There in the darkness, barely lit by the kitchen light inside leaking out onto the street, was a man crouched over the gutter with a bucket of water and a whetstone sharpening his trusty knife. The sound of tired children and dishes clanking in the sink were like a melody harmonizing with the rhythmic passes of the knife’s edge over the whetstone.
The end of of another day. I walked slowly, absorbing what I thought to be a special cultural moment in time for a visitor to Japan. It was an image that reinforced my impression of the ubiquity and respect of knives in the Japanese home and a story I enjoy telling fellow fans of Japan.
At the same time this brief encounter forced me to look inward. I wondered: is there any one tool in American cooking culture that has the same significance as a knife in the Japanese kitchen? What first came to mind was classic cast iron cookware. Made of thick steel, black and seasoned to perfection by frequent use and mindful care, a good piece cast iron is a sight to behold in its own right. In some families skillets are passed down through the generations and are a fixture on the stovetop.
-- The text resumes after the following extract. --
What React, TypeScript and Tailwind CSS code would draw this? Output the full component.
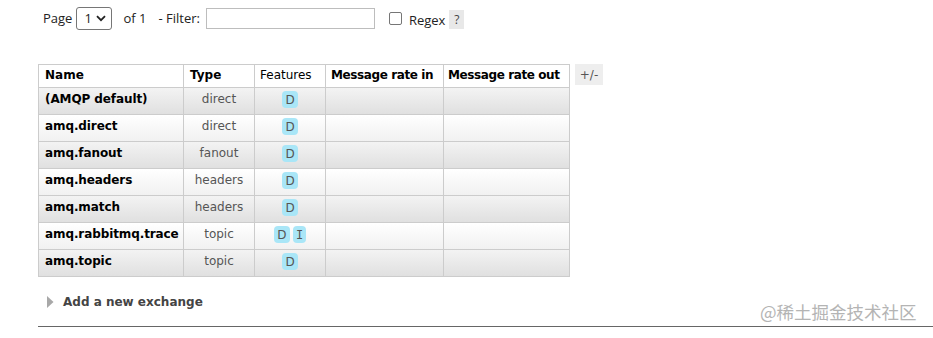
import React from "react";

type Exchange = { name: string; type: string; features: string[] };

const exchanges: Exchange[] = [
  { name: "(AMQP default)", type: "direct", features: ["D"] },
  { name: "amq.direct", type: "direct", features: ["D"] },
  { name: "amq.fanout", type: "fanout", features: ["D"] },
  { name: "amq.headers", type: "headers", features: ["D"] },
  { name: "amq.match", type: "headers", features: ["D"] },
  { name: "amq.rabbitmq.trace", type: "topic", features: ["D", "I"] },
  { name: "amq.topic", type: "topic", features: ["D"] },
];

const cell = "border-r border-b border-[#cccccc] whitespace-nowrap";
const head = `${cell} h-[23px] bg-white pt-[2px] text-black`;

export default function App() {
  return (
    <main className="relative h-[338px] w-[933px] overflow-hidden bg-white font-['DejaVu_Sans',sans-serif] text-[12px] leading-[16px] text-[#222]">
      {/* paging + filter */}
      <div className="ml-[43px] mt-[6px] flex h-[24px] items-center font-['Open_Sans',sans-serif] text-[13px] text-[#222]">
        <span>Page</span>
        <div className="ml-[4px] flex h-[23px] w-[36px] items-center justify-between rounded-[3px] border border-[#767676] pl-[7px] pr-[5px]">
          <span>1</span>
          <svg width="10" height="7" viewBox="0 0 10 7">
            <path d="M1 1.2 L5 5.2 L9 1.2" fill="none" stroke="#222" strokeWidth="1.8" />
          </svg>
        </div>
        <span className="ml-[11px]">of 1</span>
        <span className="ml-[12px]">- Filter:</span>
        <input
          type="text"
          className="ml-[6px] h-[21px] w-[169px] border border-[#bdbdbd] outline-none"
        />
        <input
          type="checkbox"
          className="ml-[14px] mt-[1px] h-[13px] w-[13px] appearance-none rounded-[2px] border border-[#767676] bg-white"
        />
        <span className="ml-[7px] mt-[4px]">Regex</span>
        <span className="ml-[4px] mt-[3px] flex h-[19px] w-[15px] items-center justify-center bg-[#e8e8e8] text-[12px] text-[#444]">
          ?
        </span>
      </div>

      {/* exchanges table */}
      <div className="ml-[38px] mt-[34px] flex items-start">
        <div className="grid grid-cols-[145px_71px_71px_118px_126px] border-l border-t border-[#cccccc]">
          <div className={`${head} px-[6px] font-bold`}>Name</div>
          <div className={`${head} px-[6px] font-bold`}>Type</div>
          <div className={`${head} pl-[5px]`}>Features</div>
          <div className={`${head} px-[5px] font-bold tracking-[-0.4px]`}>Message rate in</div>
          <div className={`${head} px-[4px] font-bold tracking-[-0.4px]`}>Message rate out</div>

          {exchanges.map((ex, i) => {
            const bg =
              i % 2 === 0
                ? "bg-gradient-to-b from-[#f3f3f3] to-[#e0e0e0]"
                : "bg-gradient-to-b from-[#ffffff] to-[#f1f1f1]";
            return (
              <React.Fragment key={ex.name}>
                <div className={`${cell} ${bg} h-[27px] px-[6px] pt-[3px] font-bold tracking-[-0.1px] text-black`}>
                  {ex.name}
                </div>
                <div className={`${cell} ${bg} h-[27px] pt-[3px] text-center text-[#555]`}>{ex.type}</div>
                <div className={`${cell} ${bg} flex h-[27px] justify-center gap-[3px] pt-[3px]`}>
                  {ex.features.map((f) => (
                    <span
                      key={f}
                      className={
                        f === "I"
                          ? "flex h-[17px] items-center justify-center rounded-[4px] bg-[#a9e6f7] px-[3px] font-['DejaVu_Sans_Mono',monospace] text-[#555]"
                          : "flex h-[17px] items-center justify-center rounded-[4px] bg-[#a9e6f7] px-[3.5px] text-[#555]"
                      }
                    >
                      {f}
                    </span>
                  ))}
                </div>
                <div className={`${cell} ${bg} h-[27px]`} />
                <div className={`${cell} ${bg} h-[27px]`} />
              </React.Fragment>
            );
          })}
        </div>
        <span className="ml-[5px] flex h-[21px] w-[28px] items-center justify-center bg-[#eeeeee] text-[#555]">
          +/-
        </span>
      </div>

      {/* add exchange */}
      <div className="ml-[47px] mt-[17px] flex items-center">
        <svg width="7" height="12" viewBox="0 0 7 12">
          <path d="M0 0 L6.5 6 L0 12 Z" fill="#a8a8a8" />
        </svg>
        <span className="ml-[9px] font-bold text-[#444]">Add a new exchange</span>
      </div>

      <div className="ml-[38px] mt-[16px] h-px bg-[#666]" />

      <span className="absolute left-[760px] top-[300px] font-['Noto_Sans_CJK_SC',sans-serif] text-[17.5px] leading-[24px] text-[#b4b4b4]">
        @稀土掘金技术社区
      </span>
    </main>
  );
}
Cast iron is also widely respected by professional chefs for its performance, ease of use and longevity. While cast iron may very well be the closest thing to an American culinary tradition, it pales in comparison to the depth, history and craftsmanship that epitomizes cutlery in Japanese culture.
In an age with an ever rising population of conscious, foodloving consumers, the prized, old recipe is now overshadowed by the best, local, organic ingredients and the tools we use to cook are also seeing more welldeserved attention.
As such, the draw of a Japanese knife is only becoming more widespread and is rooted in the allure of Japan’s unbroken tradition of making the best knives in the world. When someone takes a Japanese knife in their hand they are holding a piece of history, crafted with passion, intended to be used with care for the wellbeing of ourselves and those around us. The Japanese knife gifted to me is my piece of living history and I feel proud to have become a part of the tradition as well.